Amid such impersonality, it’s no wonder that Richard and Rachel practically fall on Sadie (Kayli Carter), the stepdaughter of Richard’s brother, a 25-year-old aspiring writer and Bard dropout. It’s like a deus ex machina when Sadie phones and asks to stay in Manhattan with her aunt and uncle, whom she reveres. Rachel is a blessed relief from Sadie’s ultra-critical mother — Molly Shannon in the kind of role that Kathryn Hahn usually plays.
Hallelujah that she isn’t playing it this time. Rubber-faced and often squirm-inducingly high-strung, Hahn is primarily known for nutball comedy, but she’s just as disarming when playing straight — when she holds her features in check and you register all the energy building up inside her. Jenkins purposefully hugs the border between gripe comedy and high drama: You never know if what comes out of Rachel’s mouth will be a Neil Simon–ish plaint or something driving, with a sting. Richard doesn’t know either.

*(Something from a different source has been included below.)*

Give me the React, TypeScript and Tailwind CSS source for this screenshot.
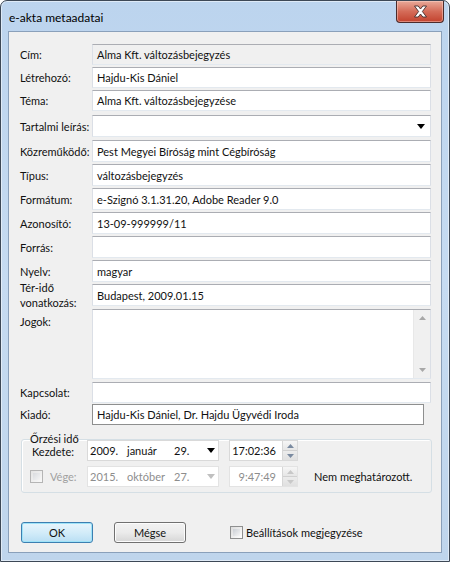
import React from 'react';

const font = { fontFamily: 'Lato, "Noto Sans", "Liberation Sans", sans-serif' };

function TextBox({ value = '', readOnly = false, className = '' }: { value?: string; readOnly?: boolean; className?: string }) {
  return (
    <div
      className={`flex items-center flex-1 h-full border border-[#dbdfe6] border-t-[#abadb3] border-b-[#e3e9ef] px-[4px] text-[11px] leading-none text-[#111] whitespace-nowrap overflow-hidden ${
        readOnly ? 'bg-[#f0f0f0]' : 'bg-white'
      } ${className}`}
    >
      {value}
    </div>
  );
}

function Row({ label, value, className, readOnly }: { label: string; value?: string; className: string; readOnly?: boolean }) {
  return (
    <div className={`flex items-center ${className}`}>
      <div className="w-[72px] shrink-0 text-[11px] leading-none text-[#111] whitespace-nowrap">{label}</div>
      <TextBox value={value} readOnly={readOnly} />
    </div>
  );
}

function SpinArrows({ disabled = false }: { disabled?: boolean }) {
  const c = disabled ? '#c8c8c8' : '#7a8aa0';
  return (
    <div className="flex flex-col w-[15px] h-full border-l border-[#d6d6d6]">
      <div className="flex-1 flex items-center justify-center bg-gradient-to-b from-[#f6f6f6] to-[#e6e6e6] border-b border-[#d0d0d0]">
        <svg width="7" height="4" viewBox="0 0 7 4">
          <path d="M0 4 L3.5 0 L7 4 Z" fill={c} />
        </svg>
      </div>
      <div className="flex-1 flex items-center justify-center bg-gradient-to-b from-[#ececec] to-[#e0e0e0]">
        <svg width="7" height="4" viewBox="0 0 7 4">
          <path d="M0 0 L3.5 4 L7 0 Z" fill={c} />
        </svg>
      </div>
    </div>
  );
}

function DatePicker({ y, m, d, disabled = false }: { y: string; m: string; d: string; disabled?: boolean }) {
  return (
    <div
      className={`flex items-center w-[132px] h-[21px] border bg-white text-[11px] leading-none whitespace-nowrap ${
        disabled ? 'border-[#e3e3e3] text-[#8d8d8d]' : 'border-[#d9d9d9] text-[#111]'
      }`}
    >
      <span className="w-[39px] pl-[2px]">{y}</span>
      <span className="w-[47px]">{m}</span>
      <span className="w-[33px]">{d}</span>
      <svg width="8" height="5" viewBox="0 0 8 5">
        <path d="M0 0 L8 0 L4 5 Z" fill={disabled ? '#c0c0c0' : '#000'} />
      </svg>
    </div>
  );
}

function TimeBox({ value, disabled = false }: { value: string; disabled?: boolean }) {
  return (
    <div
      className={`flex items-stretch w-[69px] h-[21px] border bg-white text-[11px] leading-none ${
        disabled ? 'border-[#e3e3e3] text-[#8d8d8d]' : 'border-[#d9d9d9] text-[#111]'
      }`}
    >
      <div className="flex-1 flex items-center justify-end pr-[6px]">{value}</div>
      <SpinArrows disabled={disabled} />
    </div>
  );
}

function CheckBox() {
  return (
    <div className="w-[13px] h-[13px] border border-[#8e8f8f] bg-gradient-to-br from-[#dcdcdc] to-[#ffffff] p-[2px]">
      <div className="w-full h-full bg-gradient-to-br from-[#cbcfd5] to-[#f6f6f6]" />
    </div>
  );
}

export default function App() {
  return (
    <div style={font} className="w-[450px] h-[562px] overflow-hidden bg-white">
      <div className="w-[450px] h-[562px] flex flex-col border border-[#3d4856] rounded-t-[7px] bg-gradient-to-b from-[#bcd4ee] via-[#c6dbf1] to-[#bfd5ec] shadow-[inset_0_0_0_1px_rgba(255,255,255,0.5)]">
        {/* title bar */}
        <div className="h-[30px] flex items-start shrink-0">
          <div className="pl-[8px] pt-[11px] text-[12px] leading-none text-black">e-akta metaadatai</div>
          <div className="ml-auto mr-[5px] w-[48px] h-[22px] rounded-b-[4px] border border-t-0 border-[#4b2b2b] bg-gradient-to-b from-[#e8a999] via-[#d46b58] to-[#c2412d] shadow-[inset_0_0_0_1px_rgba(255,220,210,0.45)] flex items-center justify-center">
            <svg width="15" height="13" viewBox="0 0 15 13">
              <path
                d="M1.5 1 L5.2 1 L7.5 4 L9.8 1 L13.5 1 L9.4 6.5 L13.5 12 L9.8 12 L7.5 9 L5.2 12 L1.5 12 L5.6 6.5 Z"
                fill="#fff"
                stroke="#3f2a2a"
                strokeWidth="0.9"
                strokeLinejoin="round"
              />
            </svg>
          </div>
        </div>

        {/* client area */}
        <div className="flex-1 mx-[7px] mb-[8px] border border-[#8aa0ba] bg-[#f0f0f0] flex flex-col pl-[11px] pr-[10px]">
          <Row label="Cím:" value="Alma Kft. változásbejegyzés" readOnly className="mt-[12px] h-[21px]" />
          <Row label="Létrehozó:" value="Hajdu-Kis Dániel" className="mt-[2px] h-[21px]" />
          <Row label="Téma:" value="Alma Kft. változásbejegyzése" className="mt-[2px] h-[21px]" />

          <div className="flex items-center mt-[4px] h-[22px]">
            <div className="w-[72px] shrink-0 text-[11px] leading-none text-[#111] whitespace-nowrap">Tartalmi leírás:</div>
            <div className="flex-1 h-full flex items-center justify-end border border-[#dbdfe6] border-t-[#abadb3] border-b-[#e3e9ef] bg-white pr-[5px]">
              <svg width="8" height="5" viewBox="0 0 8 5">
                <path d="M0 0 L8 0 L4 5 Z" fill="#000" />
              </svg>
            </div>
          </div>

          <Row label="Közreműködő:" value="Pest Megyei Bíróság mint Cégbíróság" className="mt-[3px] h-[22px]" />
          <Row label="Típus:" value="változásbejegyzés" className="mt-[2px] h-[22px]" />
          <Row label="Formátum:" value="e-Szignó 3.1.31.20, Adobe Reader 9.0" className="mt-[2px] h-[22px]" />
          <Row label="Azonosító:" value="13-09-999999/11" className="mt-[2px] h-[22px]" />
          <Row label="Forrás:" value="" className="mt-[2px] h-[22px]" />
          <Row label="Nyelv:" value="magyar" className="mt-[2px] h-[22px]" />

          <div className="flex items-center mt-[2px] h-[22px]">
            <div className="w-[72px] shrink-0 text-[11px] leading-[15px] text-[#111] whitespace-nowrap">
              Tér-idő
              <br />
              vonatkozás:
            </div>
            <TextBox value="Budapest, 2009.01.15" />
          </div>

          <div className="flex items-start mt-[3px] h-[70px]">
            <div className="w-[72px] shrink-0 text-[11px] leading-none text-[#111] pt-[7px]">Jogok:</div>
            <div className="flex-1 h-full flex border border-[#dbdfe6] border-t-[#abadb3] border-b-[#e3e9ef] bg-white">
              <div className="flex-1" />
              <div className="w-[17px] h-full bg-[#f0f0f0] border-l border-[#e8e8e8] flex flex-col justify-between items-center py-[6px]">
                <svg width="7" height="4" viewBox="0 0 7 4">
                  <path d="M0 4 L3.5 0 L7 4 Z" fill="#a8a8a8" />
                </svg>
                <svg width="7" height="4" viewBox="0 0 7 4">
                  <path d="M0 0 L3.5 4 L7 0 Z" fill="#a8a8a8" />
                </svg>
              </div>
            </div>
          </div>

          <Row label="Kapcsolat:" value="" className="mt-[3px] h-[21px]" />

          <div className="flex items-center mt-[1px] h-[21px]">
            <div className="w-[72px] shrink-0 text-[11px] leading-none text-[#111]">Kiadó:</div>
            <div className="flex-1 h-full mr-[7px] flex items-center border border-[#8e8f8f] bg-white px-[4px] text-[11px] leading-none text-[#111] whitespace-nowrap">
              Hajdu-Kis Dániel, Dr. Hajdu Ügyvédi Iroda
            </div>
          </div>

          {/* group box */}
          <div className="relative mt-[14px] ml-[1px] mr-[-1px] border border-[#d5dfe5] rounded-[3px] shadow-[inset_1px_1px_0_#fff] flex flex-col pb-[5px]">
            <div className="absolute left-[8px] -top-[7px] bg-[#f0f0f0] text-[11px] leading-none text-[#111] whitespace-nowrap">Őrzési idő</div>
            <div className="flex items-center">
              <div className="w-[65px] pl-[10px] text-[11px] leading-none text-[#111] mt-[2px]">Kezdete:</div>
              <DatePicker y="2009." m="január" d="29." />
              <div className="ml-[10px]">
                <TimeBox value="17:02:36" />
              </div>
            </div>
            <div className="flex items-center mt-[5px]">
              <div className="w-[65px] flex items-center pl-[8px]">
                <div className="opacity-60">
                  <CheckBox />
                </div>
                <span className="ml-[7px] text-[11px] leading-none text-[#a0a0a0]">Vége:</span>
              </div>
              <DatePicker y="2015." m="október" d="27." disabled />
              <div className="ml-[10px]">
                <TimeBox value="9:47:49" disabled />
              </div>
              <span className="ml-[16px] text-[11px] leading-none text-[#111] whitespace-nowrap">Nem meghatározott.</span>
            </div>
          </div>

          {/* buttons */}
          <div className="flex items-center mt-[29px] ml-[1px]">
            <div className="w-[72px] h-[21px] rounded-[3px] border border-[#3c7fb1] bg-gradient-to-b from-[#e8f5fc] via-[#d3ecf9] to-[#b9dff4] shadow-[inset_0_0_0_1px_#9fe3f8] flex items-center justify-center text-[11px] leading-none text-[#111]">
              OK
            </div>
            <div className="ml-[21px] w-[72px] h-[21px] rounded-[3px] border border-[#707070] bg-gradient-to-b from-[#f2f2f2] via-[#ebebeb] to-[#d6d6d6] shadow-[inset_0_0_0_1px_#fcfcfc] flex items-center justify-center text-[11px] leading-none text-[#111]">
              Mégse
            </div>
            <div className="ml-[44px]">
              <CheckBox />
            </div>
            <span className="ml-[3px] text-[11px] leading-none text-[#111] whitespace-nowrap">Beállítások megjegyzése</span>
          </div>
        </div>
      </div>
    </div>
  );
}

Good as Giamatti is at playing assholes and connivers, I like him even better when he plays decent, often doleful men who’ve never quite achieved the success they deserve and learn the value of what they have. He’s wonderful here — maybe better than he’s ever been, because so much of his performance is keyed to Hahn’s. (In the end credits, they’re side by side, not sequential, which is just right.) Giamatti’s plummy voice has gotten more soulful as he has aged — there are cracks in it now. At a low moment in the film, Richard is stunningly insensitive, but that turn — a seeming non sequitur, centered on the couple’s nonexistent sex life — makes so much retrospective sense.

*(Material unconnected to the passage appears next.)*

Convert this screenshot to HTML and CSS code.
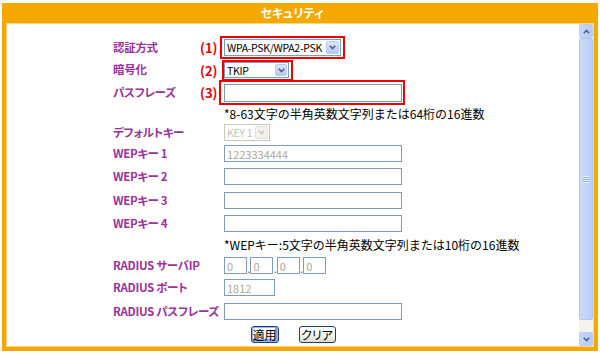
FILE: index.html
```html
<!DOCTYPE html>
<html lang="ja">
<head>
<meta charset="utf-8">
<title>セキュリティ</title>
<link rel="stylesheet" href="styles.css">
</head>
<body>
<div class="frame">
  <div class="title">セキュリティ</div>
  <div class="panel">
    <form class="main">
      <div class="grid">
        <label class="lbl">認証方式</label>
        <span class="num">(1)</span>
        <div class="ctl">
          <span class="mark mark1">
            <span class="select w-auth">
              <select><option>WPA-PSK/WPA2-PSK</option></select>
              <span class="arrow"><svg width="7" height="5" viewBox="0 0 7 5"><path d="M0.8 0.8 L3.5 3.6 L6.2 0.8"/></svg></span>
            </span>
          </span>
        </div>

        <label class="lbl">暗号化</label>
        <span class="num">(2)</span>
        <div class="ctl">
          <span class="mark mark2">
            <span class="select w-enc">
              <select><option>TKIP</option></select>
              <span class="arrow"><svg width="7" height="5" viewBox="0 0 7 5"><path d="M0.8 0.8 L3.5 3.6 L6.2 0.8"/></svg></span>
            </span>
          </span>
        </div>

        <label class="lbl">パスフレーズ</label>
        <span class="num">(3)</span>
        <div class="ctl">
          <span class="mark mark3"><input class="txt w-wide tall" type="text"></span>
        </div>

        <div class="note">*8-63文字の半角英数文字列または64桁の16進数</div>

        <label class="lbl">デフォルトキー</label>
        <div class="ctl">
          <span class="select w-key disabled">
            <select disabled><option>KEY 1</option></select>
            <span class="arrow"><svg width="7" height="5" viewBox="0 0 7 5"><path d="M0.8 0.8 L3.5 3.6 L6.2 0.8"/></svg></span>
          </span>
        </div>

        <label class="lbl">WEPキー 1</label>
        <div class="ctl"><input class="txt w-wide" type="text" value="1223334444" disabled></div>

        <label class="lbl">WEPキー 2</label>
        <div class="ctl"><input class="txt w-wide" type="text"></div>

        <label class="lbl">WEPキー 3</label>
        <div class="ctl"><input class="txt w-wide" type="text"></div>

        <label class="lbl">WEPキー 4</label>
        <div class="ctl"><input class="txt w-wide" type="text"></div>

        <div class="note">*WEPキー:5文字の半角英数文字列または10桁の16進数</div>

        <label class="lbl">RADIUS サーバIP</label>
        <div class="ctl ip">
          <input class="txt w-ip" type="text" value="0" disabled><span class="dot">.</span><input class="txt w-ip" type="text" value="0" disabled><span class="dot">.</span><input class="txt w-ip" type="text" value="0" disabled><span class="dot">.</span><input class="txt w-ip" type="text" value="0" disabled>
        </div>

        <label class="lbl">RADIUS ポート</label>
        <div class="ctl"><input class="txt w-port" type="text" value="1812" disabled></div>

        <label class="lbl">RADIUS パスフレーズ</label>
        <div class="ctl"><input class="txt w-wide" type="text"></div>
      </div>
      <div class="buttons">
        <button type="button" class="btn default">適用</button>
        <button type="button" class="btn">クリア</button>
      </div>
    </form>
    <div class="scrollbar">
      <div class="sb-btn"><svg width="7" height="5" viewBox="0 0 7 5"><path d="M0.8 4.2 L3.5 1.4 L6.2 4.2"/></svg></div>
      <div class="sb-thumb"><span class="grip"></span></div>
      <div class="sb-track"></div>
      <div class="sb-btn"><svg width="7" height="5" viewBox="0 0 7 5"><path d="M0.8 0.8 L3.5 3.6 L6.2 0.8"/></svg></div>
    </div>
  </div>
</div>
</body>
</html>
```

FILE: styles.css
```css
html, body {
  margin: 0;
  padding: 0;
  background: #ffffff;
}

body {
  font-family: "Noto Sans CJK JP", "Liberation Sans", sans-serif;
  font-size: 12px;
  color: #000;
}

.frame {
  box-sizing: border-box;
  width: 596px;
  height: 348px;
  margin: 3px 2px 0;
  padding: 0 4px 4px;
  background: #f5a800;
  display: flex;
  flex-direction: column;
}

.title {
  height: 20px;
  flex: none;
  display: flex;
  align-items: center;
  justify-content: center;
  padding-right: 16px;
  color: #fff;
  font-weight: bold;
  font-size: 12px;
  line-height: 1;
  font-feature-settings: "palt";
}

.panel {
  flex: 1;
  min-height: 0;
  border: 1px solid #ffd684;
  background: #fff;
  display: flex;
}

.main {
  flex: 1;
  margin: 0;
  padding-top: 12px;
  display: flex;
  flex-direction: column;
}

.grid {
  margin-left: 106px;
  display: grid;
  grid-template-columns: 84px 27px 1fr;
  grid-template-rows: 23px 22px 23px 19px 19px 23px 23.5px 23.5px 23.5px 19.5px 21px 23.5px 23.5px;
  align-items: center;
}

.lbl {
  grid-column: 1;
  color: #993399;
  font-weight: bold;
  font-size: 11.5px;
  letter-spacing: -0.3px;
  line-height: 1;
  white-space: nowrap;
  font-feature-settings: "palt";
}

.num {
  grid-column: 2;
  padding-left: 3px;
  color: #e60000;
  font-weight: bold;
  font-size: 13px;
  line-height: 1;
}

.ctl {
  grid-column: 3;
  display: flex;
  align-items: center;
}

.note {
  grid-column: 3;
  font-size: 12px;
  line-height: 1;
  white-space: nowrap;
}

/* red annotation boxes drawn over the controls */
.mark {
  position: relative;
  display: inline-flex;
}
.mark::after {
  content: "";
  position: absolute;
  border: 2px solid #ee0000;
  pointer-events: none;
}
.mark1::after { top: -3px; left: -4px; right: -4px; bottom: -3px; }
.mark2::after { top: -2px; left: -2px; right: -4px; bottom: -3px; }
.mark3::after { top: -4px; left: -5px; right: -3px; bottom: -3px; }

/* select boxes */
.select {
  box-sizing: border-box;
  display: inline-flex;
  align-items: center;
  height: 17px;
  padding: 1px;
  border: 1px solid #7f9db9;
  background: #fff;
}
.select select {
  flex: 1;
  min-width: 0;
  height: 100%;
  margin: 0;
  padding: 0 0 0 1px;
  border: 0;
  background: transparent;
  -webkit-appearance: none;
  appearance: none;
  font-family: "Noto Sans CJK JP", sans-serif;
  font-size: 10.5px;
  letter-spacing: -0.3px;
  line-height: 13px;
  color: #000;
}
.select .arrow {
  box-sizing: border-box;
  flex: none;
  width: 13px;
  height: 13px;
  border: 1px solid #b9cbf3;
  border-radius: 2px;
  background: linear-gradient(#dbe5fd, #b6c9f6);
  display: flex;
  align-items: center;
  justify-content: center;
}
.arrow svg path,
.sb-btn svg path {
  fill: none;
  stroke: #4d6185;
  stroke-width: 1.6;
}
.w-auth { width: 117px; }
.w-enc { width: 65px; height: 16px; }
.w-enc .arrow { width: 12px; height: 12px; }
.w-key { width: 46px; }

.select.disabled {
  border-color: #c9c7ba;
}
.select.disabled select {
  color: #aca899;
}
.select.disabled .arrow {
  border-color: #e3e1d8;
  background: #f2f1ec;
}
.select.disabled .arrow svg path {
  stroke: #c9c7ba;
}

/* text inputs */
.txt {
  box-sizing: border-box;
  height: 17px;
  margin: 0;
  padding: 0 2px;
  border: 1px solid #7f9db9;
  background: #fff;
  font-family: "Noto Sans CJK JP", sans-serif;
  font-size: 11px;
  color: #000;
  outline: none;
}
.txt:disabled {
  color: #aca899;
  background: #fff;
  -webkit-text-fill-color: #aca899;
}
.txt.tall { height: 18px; }
.w-wide { width: 178px; }
.w-ip { width: 23px; }
.w-port { width: 51px; }

.dot {
  width: 3.4px;
  font-size: 11px;
  line-height: 1;
  align-self: flex-end;
  color: #666;
  overflow: visible;
  text-indent: 0.3px;
}

/* buttons */
.buttons {
  flex: 1;
  display: flex;
  align-items: center;
  justify-content: center;
  gap: 20px;
}
.btn {
  box-sizing: border-box;
  height: 17px;
  margin: 0;
  padding: 0;
  border: 1px solid #1c3f7a;
  border-radius: 3px;
  background: linear-gradient(#ffffff 0%, #f6f5f0 55%, #dedbcc 100%);
  font-family: "Noto Sans CJK JP", sans-serif;
  font-size: 12px;
  line-height: 1;
  color: #000;
  white-space: nowrap;
  font-feature-settings: "palt";
  display: inline-flex;
  align-items: center;
  justify-content: center;
}
.btn.default {
  width: 28px;
  box-shadow: inset 0 0 0 1px #97b8f0, inset -1px -1px 0 2px #7aa0e4;
}
.btn + .btn {
  width: 37px;
}

/* scrollbar */
.scrollbar {
  flex: none;
  width: 14px;
  display: flex;
  flex-direction: column;
  background: #f4f3ee;
}
.sb-btn {
  box-sizing: border-box;
  height: 14px;
  flex: none;
  border: 1px solid #bccef5;
  border-radius: 2px;
  background: linear-gradient(90deg, #c6d6fc, #b8cbf7);
  display: flex;
  align-items: center;
  justify-content: center;
}
.sb-thumb {
  box-sizing: border-box;
  flex: none;
  height: 282px;
  border: 1px solid #b3c7f6;
  border-radius: 2px;
  background: linear-gradient(90deg, #cbd9fd, #bccff9);
  display: flex;
  align-items: center;
  justify-content: center;
}
.grip {
  width: 6px;
  height: 7px;
  background: repeating-linear-gradient(#eef3ff 0 1px, #8faae8 1px 2px);
}
.sb-track {
  flex: 1;
}
```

Jenkins has given Kayli Carter — who had a small role in Godless — a dream part, and it’s hard to imagine a better fit. Red-haired and fair-skinned, Carter doesn’t have a face you need to study for clues about what she’s feeling. Every emotion rushes to the front. Her Sadie has no confidence in herself, but she knows her own heart. That’s a lot of the battle.

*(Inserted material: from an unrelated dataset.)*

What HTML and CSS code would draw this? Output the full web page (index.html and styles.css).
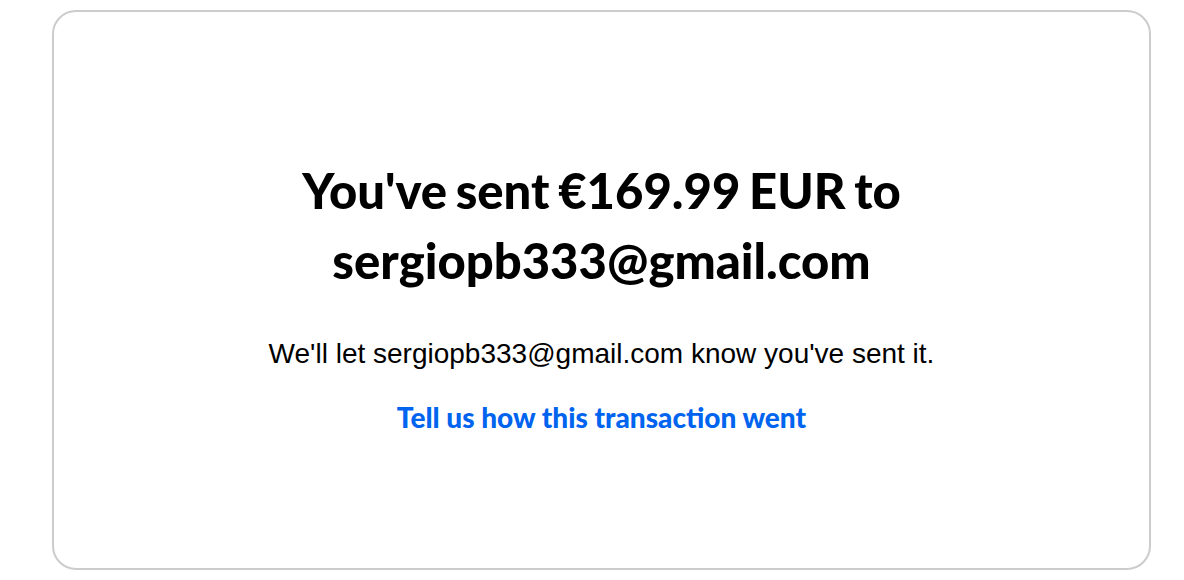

In one scene, Sadie points out that breakfast with her aunt and uncle — cappuccinos, the crossword puzzle, hovering dogs — is “like an ad for assholes,” the idea being that poseurs have co-opted this simple, “alternative” lifestyle. That line sounds a bit defensive — on Jenkins’s part — in an age in which “white-people problems” is so wounding a dismissal. But Jenkins’s writing underlines the fundamental instability at the heart of all our lives, while proposing that most universal of remedies: empathy, love. The end of Private Life is both open and beautifully conclusive — a last shot that I didn’t want to end. Especially because Jenkins’s last movie, The Savages, was 11 years ago, and I don’t think I can wait that long to be so dazzlingly upended again.